■ Problem
Exclude any images and output the remaining records exactly.

■ Source material
— Start —

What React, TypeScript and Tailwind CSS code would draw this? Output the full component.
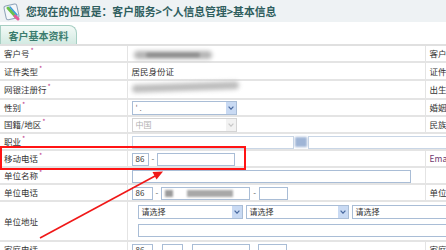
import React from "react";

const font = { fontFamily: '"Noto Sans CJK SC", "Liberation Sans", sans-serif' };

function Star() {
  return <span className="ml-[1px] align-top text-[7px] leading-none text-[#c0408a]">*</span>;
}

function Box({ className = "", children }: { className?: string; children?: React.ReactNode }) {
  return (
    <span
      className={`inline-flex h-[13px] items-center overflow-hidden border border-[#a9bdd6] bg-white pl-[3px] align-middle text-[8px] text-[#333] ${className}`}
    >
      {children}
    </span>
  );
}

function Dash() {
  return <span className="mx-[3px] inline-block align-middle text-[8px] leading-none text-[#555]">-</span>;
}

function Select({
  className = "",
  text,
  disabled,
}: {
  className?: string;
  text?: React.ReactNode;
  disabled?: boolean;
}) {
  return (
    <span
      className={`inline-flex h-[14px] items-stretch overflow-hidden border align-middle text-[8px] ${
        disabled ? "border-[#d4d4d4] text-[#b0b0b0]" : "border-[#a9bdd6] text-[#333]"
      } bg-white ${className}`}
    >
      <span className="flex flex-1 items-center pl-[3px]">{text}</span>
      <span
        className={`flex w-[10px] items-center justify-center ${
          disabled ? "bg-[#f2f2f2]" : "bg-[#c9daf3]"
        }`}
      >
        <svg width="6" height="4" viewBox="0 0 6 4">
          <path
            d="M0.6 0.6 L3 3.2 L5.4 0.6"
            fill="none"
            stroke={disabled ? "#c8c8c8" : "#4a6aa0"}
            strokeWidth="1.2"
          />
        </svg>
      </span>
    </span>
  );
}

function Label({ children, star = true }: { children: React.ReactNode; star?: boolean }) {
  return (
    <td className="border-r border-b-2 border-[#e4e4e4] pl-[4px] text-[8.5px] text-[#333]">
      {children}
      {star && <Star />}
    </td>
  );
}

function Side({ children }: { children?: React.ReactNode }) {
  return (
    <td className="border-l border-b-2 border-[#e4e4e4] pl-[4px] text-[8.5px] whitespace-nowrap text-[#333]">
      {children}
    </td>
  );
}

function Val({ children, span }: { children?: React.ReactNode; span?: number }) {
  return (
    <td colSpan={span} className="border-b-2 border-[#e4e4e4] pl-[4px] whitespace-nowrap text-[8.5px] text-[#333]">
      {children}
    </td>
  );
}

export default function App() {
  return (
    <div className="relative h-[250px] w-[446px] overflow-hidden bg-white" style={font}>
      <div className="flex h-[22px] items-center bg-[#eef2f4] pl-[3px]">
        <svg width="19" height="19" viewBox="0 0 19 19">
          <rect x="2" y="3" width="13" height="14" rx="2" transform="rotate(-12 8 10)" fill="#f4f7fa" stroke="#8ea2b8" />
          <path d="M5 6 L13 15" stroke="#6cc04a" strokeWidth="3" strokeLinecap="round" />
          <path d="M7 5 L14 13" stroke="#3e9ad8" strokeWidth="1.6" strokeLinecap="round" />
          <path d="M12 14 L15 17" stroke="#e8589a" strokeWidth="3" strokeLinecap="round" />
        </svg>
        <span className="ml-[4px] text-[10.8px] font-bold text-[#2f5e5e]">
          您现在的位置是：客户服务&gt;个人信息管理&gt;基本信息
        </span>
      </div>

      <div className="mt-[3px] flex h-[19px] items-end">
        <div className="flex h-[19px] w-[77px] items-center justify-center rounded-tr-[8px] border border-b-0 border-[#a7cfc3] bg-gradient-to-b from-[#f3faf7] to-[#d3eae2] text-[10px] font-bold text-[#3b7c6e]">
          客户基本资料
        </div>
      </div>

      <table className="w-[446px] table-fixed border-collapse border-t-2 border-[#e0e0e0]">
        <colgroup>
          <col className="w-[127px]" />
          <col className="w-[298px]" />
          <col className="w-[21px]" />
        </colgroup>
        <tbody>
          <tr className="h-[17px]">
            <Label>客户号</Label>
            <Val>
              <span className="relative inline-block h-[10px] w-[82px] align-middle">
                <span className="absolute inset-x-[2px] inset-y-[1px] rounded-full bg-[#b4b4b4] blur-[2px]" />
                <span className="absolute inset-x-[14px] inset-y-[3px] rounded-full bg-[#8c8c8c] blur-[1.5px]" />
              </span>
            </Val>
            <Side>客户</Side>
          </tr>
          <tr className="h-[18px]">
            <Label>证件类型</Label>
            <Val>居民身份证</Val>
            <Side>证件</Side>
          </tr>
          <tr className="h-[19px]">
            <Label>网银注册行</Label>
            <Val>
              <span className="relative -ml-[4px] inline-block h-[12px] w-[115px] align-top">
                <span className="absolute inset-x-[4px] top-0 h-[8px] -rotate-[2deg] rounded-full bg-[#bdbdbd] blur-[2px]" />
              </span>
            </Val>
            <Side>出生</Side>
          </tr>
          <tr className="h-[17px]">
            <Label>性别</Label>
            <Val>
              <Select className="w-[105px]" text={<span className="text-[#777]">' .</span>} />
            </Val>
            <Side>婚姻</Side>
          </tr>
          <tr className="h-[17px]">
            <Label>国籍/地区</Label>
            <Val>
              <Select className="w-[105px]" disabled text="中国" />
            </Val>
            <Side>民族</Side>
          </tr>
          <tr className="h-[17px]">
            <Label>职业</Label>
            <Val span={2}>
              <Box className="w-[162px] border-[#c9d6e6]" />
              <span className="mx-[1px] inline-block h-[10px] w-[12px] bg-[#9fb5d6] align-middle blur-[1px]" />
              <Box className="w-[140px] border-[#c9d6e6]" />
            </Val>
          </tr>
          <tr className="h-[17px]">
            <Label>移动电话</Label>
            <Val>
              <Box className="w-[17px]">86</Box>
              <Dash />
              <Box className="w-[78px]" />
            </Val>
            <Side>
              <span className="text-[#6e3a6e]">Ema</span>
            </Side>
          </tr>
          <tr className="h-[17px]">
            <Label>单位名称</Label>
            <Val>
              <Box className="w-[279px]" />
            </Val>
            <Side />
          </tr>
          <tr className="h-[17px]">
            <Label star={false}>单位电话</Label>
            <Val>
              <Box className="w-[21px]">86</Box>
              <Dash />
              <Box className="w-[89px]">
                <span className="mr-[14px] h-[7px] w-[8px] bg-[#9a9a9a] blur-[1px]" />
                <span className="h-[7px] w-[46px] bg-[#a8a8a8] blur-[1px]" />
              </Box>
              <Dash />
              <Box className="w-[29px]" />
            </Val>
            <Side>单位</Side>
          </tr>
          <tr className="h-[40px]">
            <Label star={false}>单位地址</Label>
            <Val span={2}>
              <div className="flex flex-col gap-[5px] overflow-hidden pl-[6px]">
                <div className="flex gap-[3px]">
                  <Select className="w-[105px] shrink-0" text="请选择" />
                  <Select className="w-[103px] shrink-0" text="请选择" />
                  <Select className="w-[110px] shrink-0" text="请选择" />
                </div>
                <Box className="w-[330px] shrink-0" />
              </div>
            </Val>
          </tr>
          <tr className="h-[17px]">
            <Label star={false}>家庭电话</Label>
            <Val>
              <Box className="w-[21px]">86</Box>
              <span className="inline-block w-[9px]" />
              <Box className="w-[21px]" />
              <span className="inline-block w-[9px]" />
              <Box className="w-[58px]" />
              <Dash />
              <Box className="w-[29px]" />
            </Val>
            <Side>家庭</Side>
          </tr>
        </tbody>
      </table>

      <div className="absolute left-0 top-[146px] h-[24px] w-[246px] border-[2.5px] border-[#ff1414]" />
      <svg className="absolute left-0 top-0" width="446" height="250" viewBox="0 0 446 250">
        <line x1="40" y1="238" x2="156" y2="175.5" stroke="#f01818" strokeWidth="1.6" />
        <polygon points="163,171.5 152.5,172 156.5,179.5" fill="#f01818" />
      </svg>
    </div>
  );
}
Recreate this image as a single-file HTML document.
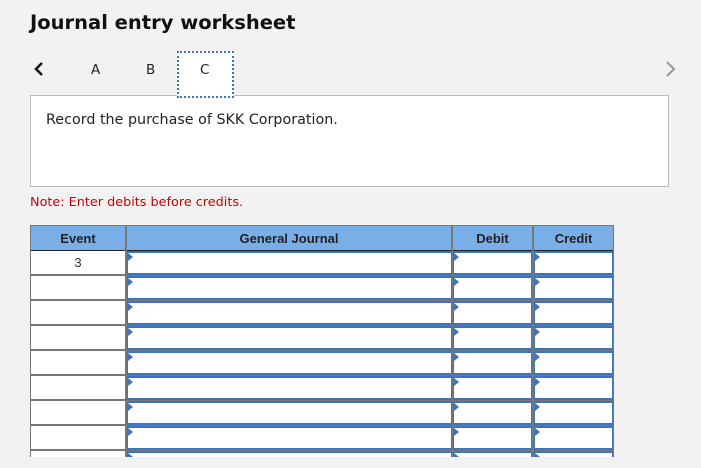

— End —

■ Correct response
What React, TypeScript and Tailwind CSS code would draw this? Output the full component.
import React from "react";

const font = { fontFamily: '"Noto Sans CJK SC", "Liberation Sans", sans-serif' };

function Star() {
  return <span className="ml-[1px] align-top text-[7px] leading-none text-[#c0408a]">*</span>;
}

function Box({ className = "", children }: { className?: string; children?: React.ReactNode }) {
  return (
    <span
      className={`inline-flex h-[13px] items-center overflow-hidden border border-[#a9bdd6] bg-white pl-[3px] align-middle text-[8px] text-[#333] ${className}`}
    >
      {children}
    </span>
  );
}

function Dash() {
  return <span className="mx-[3px] inline-block align-middle text-[8px] leading-none text-[#555]">-</span>;
}

function Select({
  className = "",
  text,
  disabled,
}: {
  className?: string;
  text?: React.ReactNode;
  disabled?: boolean;
}) {
  return (
    <span
      className={`inline-flex h-[14px] items-stretch overflow-hidden border align-middle text-[8px] ${
        disabled ? "border-[#d4d4d4] text-[#b0b0b0]" : "border-[#a9bdd6] text-[#333]"
      } bg-white ${className}`}
    >
      <span className="flex flex-1 items-center pl-[3px]">{text}</span>
      <span
        className={`flex w-[10px] items-center justify-center ${
          disabled ? "bg-[#f2f2f2]" : "bg-[#c9daf3]"
        }`}
      >
        <svg width="6" height="4" viewBox="0 0 6 4">
          <path
            d="M0.6 0.6 L3 3.2 L5.4 0.6"
            fill="none"
            stroke={disabled ? "#c8c8c8" : "#4a6aa0"}
            strokeWidth="1.2"
          />
        </svg>
      </span>
    </span>
  );
}

function Label({ children, star = true }: { children: React.ReactNode; star?: boolean }) {
  return (
    <td className="border-r border-b-2 border-[#e4e4e4] pl-[4px] text-[8.5px] text-[#333]">
      {children}
      {star && <Star />}
    </td>
  );
}

function Side({ children }: { children?: React.ReactNode }) {
  return (
    <td className="border-l border-b-2 border-[#e4e4e4] pl-[4px] text-[8.5px] whitespace-nowrap text-[#333]">
      {children}
    </td>
  );
}

function Val({ children, span }: { children?: React.ReactNode; span?: number }) {
  return (
    <td colSpan={span} className="border-b-2 border-[#e4e4e4] pl-[4px] whitespace-nowrap text-[8.5px] text-[#333]">
      {children}
    </td>
  );
}

export default function App() {
  return (
    <div className="relative h-[250px] w-[446px] overflow-hidden bg-white" style={font}>
      <div className="flex h-[22px] items-center bg-[#eef2f4] pl-[3px]">
        <svg width="19" height="19" viewBox="0 0 19 19">
          <rect x="2" y="3" width="13" height="14" rx="2" transform="rotate(-12 8 10)" fill="#f4f7fa" stroke="#8ea2b8" />
          <path d="M5 6 L13 15" stroke="#6cc04a" strokeWidth="3" strokeLinecap="round" />
          <path d="M7 5 L14 13" stroke="#3e9ad8" strokeWidth="1.6" strokeLinecap="round" />
          <path d="M12 14 L15 17" stroke="#e8589a" strokeWidth="3" strokeLinecap="round" />
        </svg>
        <span className="ml-[4px] text-[10.8px] font-bold text-[#2f5e5e]">
          您现在的位置是：客户服务&gt;个人信息管理&gt;基本信息
        </span>
      </div>

      <div className="mt-[3px] flex h-[19px] items-end">
        <div className="flex h-[19px] w-[77px] items-center justify-center rounded-tr-[8px] border border-b-0 border-[#a7cfc3] bg-gradient-to-b from-[#f3faf7] to-[#d3eae2] text-[10px] font-bold text-[#3b7c6e]">
          客户基本资料
        </div>
      </div>

      <table className="w-[446px] table-fixed border-collapse border-t-2 border-[#e0e0e0]">
        <colgroup>
          <col className="w-[127px]" />
          <col className="w-[298px]" />
          <col className="w-[21px]" />
        </colgroup>
        <tbody>
          <tr className="h-[17px]">
            <Label>客户号</Label>
            <Val>
              <span className="relative inline-block h-[10px] w-[82px] align-middle">
                <span className="absolute inset-x-[2px] inset-y-[1px] rounded-full bg-[#b4b4b4] blur-[2px]" />
                <span className="absolute inset-x-[14px] inset-y-[3px] rounded-full bg-[#8c8c8c] blur-[1.5px]" />
              </span>
            </Val>
            <Side>客户</Side>
          </tr>
          <tr className="h-[18px]">
            <Label>证件类型</Label>
            <Val>居民身份证</Val>
            <Side>证件</Side>
          </tr>
          <tr className="h-[19px]">
            <Label>网银注册行</Label>
            <Val>
              <span className="relative -ml-[4px] inline-block h-[12px] w-[115px] align-top">
                <span className="absolute inset-x-[4px] top-0 h-[8px] -rotate-[2deg] rounded-full bg-[#bdbdbd] blur-[2px]" />
              </span>
            </Val>
            <Side>出生</Side>
          </tr>
          <tr className="h-[17px]">
            <Label>性别</Label>
            <Val>
              <Select className="w-[105px]" text={<span className="text-[#777]">' .</span>} />
            </Val>
            <Side>婚姻</Side>
          </tr>
          <tr className="h-[17px]">
            <Label>国籍/地区</Label>
            <Val>
              <Select className="w-[105px]" disabled text="中国" />
            </Val>
            <Side>民族</Side>
          </tr>
          <tr className="h-[17px]">
            <Label>职业</Label>
            <Val span={2}>
              <Box className="w-[162px] border-[#c9d6e6]" />
              <span className="mx-[1px] inline-block h-[10px] w-[12px] bg-[#9fb5d6] align-middle blur-[1px]" />
              <Box className="w-[140px] border-[#c9d6e6]" />
            </Val>
          </tr>
          <tr className="h-[17px]">
            <Label>移动电话</Label>
            <Val>
              <Box className="w-[17px]">86</Box>
              <Dash />
              <Box className="w-[78px]" />
            </Val>
            <Side>
              <span className="text-[#6e3a6e]">Ema</span>
            </Side>
          </tr>
          <tr className="h-[17px]">
            <Label>单位名称</Label>
            <Val>
              <Box className="w-[279px]" />
            </Val>
            <Side />
          </tr>
          <tr className="h-[17px]">
            <Label star={false}>单位电话</Label>
            <Val>
              <Box className="w-[21px]">86</Box>
              <Dash />
              <Box className="w-[89px]">
                <span className="mr-[14px] h-[7px] w-[8px] bg-[#9a9a9a] blur-[1px]" />
                <span className="h-[7px] w-[46px] bg-[#a8a8a8] blur-[1px]" />
              </Box>
              <Dash />
              <Box className="w-[29px]" />
            </Val>
            <Side>单位</Side>
          </tr>
          <tr className="h-[40px]">
            <Label star={false}>单位地址</Label>
            <Val span={2}>
              <div className="flex flex-col gap-[5px] overflow-hidden pl-[6px]">
                <div className="flex gap-[3px]">
                  <Select className="w-[105px] shrink-0" text="请选择" />
                  <Select className="w-[103px] shrink-0" text="请选择" />
                  <Select className="w-[110px] shrink-0" text="请选择" />
                </div>
                <Box className="w-[330px] shrink-0" />
              </div>
            </Val>
          </tr>
          <tr className="h-[17px]">
            <Label star={false}>家庭电话</Label>
            <Val>
              <Box className="w-[21px]">86</Box>
              <span className="inline-block w-[9px]" />
              <Box className="w-[21px]" />
              <span className="inline-block w-[9px]" />
              <Box className="w-[58px]" />
              <Dash />
              <Box className="w-[29px]" />
            </Val>
            <Side>家庭</Side>
          </tr>
        </tbody>
      </table>

      <div className="absolute left-0 top-[146px] h-[24px] w-[246px] border-[2.5px] border-[#ff1414]" />
      <svg className="absolute left-0 top-0" width="446" height="250" viewBox="0 0 446 250">
        <line x1="40" y1="238" x2="156" y2="175.5" stroke="#f01818" strokeWidth="1.6" />
        <polygon points="163,171.5 152.5,172 156.5,179.5" fill="#f01818" />
      </svg>
    </div>
  );
}
Recreate this image as a single-file HTML document.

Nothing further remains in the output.